Exercise directions
Collect each line containing "React".

Available data
▼

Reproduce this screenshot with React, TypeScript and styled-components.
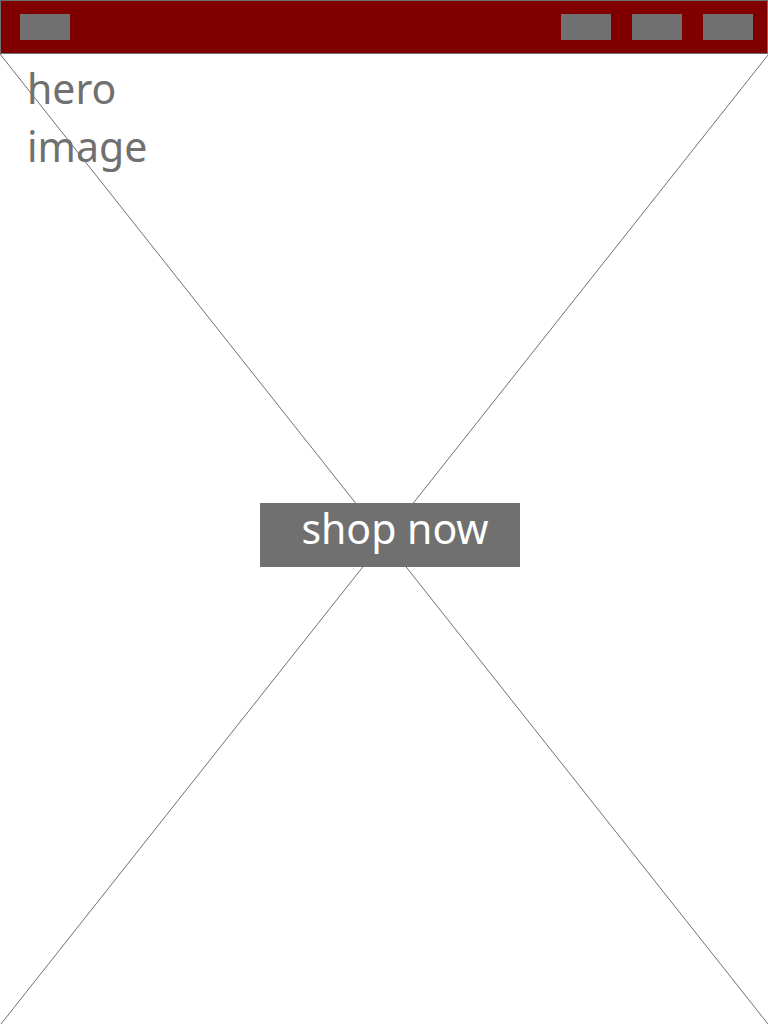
import React from "react";
import styled, { createGlobalStyle } from "styled-components";

const GlobalStyle = createGlobalStyle`
  *, *::before, *::after { box-sizing: border-box; }
  body {
    margin: 0;
    background: #fff;
    font-family: "Noto Sans", "Open Sans", sans-serif;
  }
`;

const Page = styled.div`
  display: flex;
  flex-direction: column;
  min-height: 100vh;
`;

const Header = styled.header`
  display: flex;
  align-items: center;
  justify-content: space-between;
  height: 54px;
  padding: 0 14px 0 19px;
  background: #800000;
  border: 1px solid #707070;
`;

const Nav = styled.nav`
  display: flex;
  gap: 21px;
`;

const BlockLink = styled.a`
  display: block;
  width: 50px;
  height: 26px;
  background: #707070;
`;

const Hero = styled.main`
  position: relative;
  flex: 1;
  display: flex;
  flex-direction: column;
  align-items: center;
`;

const Cross = styled.svg`
  position: absolute;
  inset: 0;
  width: 100%;
  height: 100%;
  stroke: #707070;
  stroke-width: 1;
`;

const HeroTitle = styled.h1`
  position: relative;
  align-self: flex-start;
  width: 160px;
  margin: 5px 0 0 27px;
  color: #707070;
  font-size: 41px;
  font-weight: 400;
  line-height: 58px;
`;

const ShopButton = styled.button`
  position: relative;
  width: 260px;
  height: 64px;
  margin: 328px 0 0 12px;
  padding: 0 0 14px 10px;
  border: 0;
  background: #707070;
  color: #fff;
  font-family: inherit;
  font-size: 41px;
  line-height: 50px;
  white-space: nowrap;
  cursor: pointer;
`;

export default function App() {
  return (
    <>
      <GlobalStyle />
      <Page>
        <Header>
          <BlockLink href="#home" aria-label="Home" />
          <Nav aria-label="Main">
            <BlockLink href="#products" aria-label="Products" />
            <BlockLink href="#about" aria-label="About" />
            <BlockLink href="#contact" aria-label="Contact" />
          </Nav>
        </Header>
        <Hero>
          <Cross aria-hidden="true">
            <line x1="0" y1="0" x2="100%" y2="100%" />
            <line x1="100%" y1="1" x2="1" y2="100%" />
          </Cross>
          <HeroTitle>hero image</HeroTitle>
          <ShopButton type="button">shop now</ShopButton>
        </Hero>
      </Page>
    </>
  );
}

▲

Solution for this exercise
Reproduce this screenshot with React, TypeScript and styled-components.
import React from "react";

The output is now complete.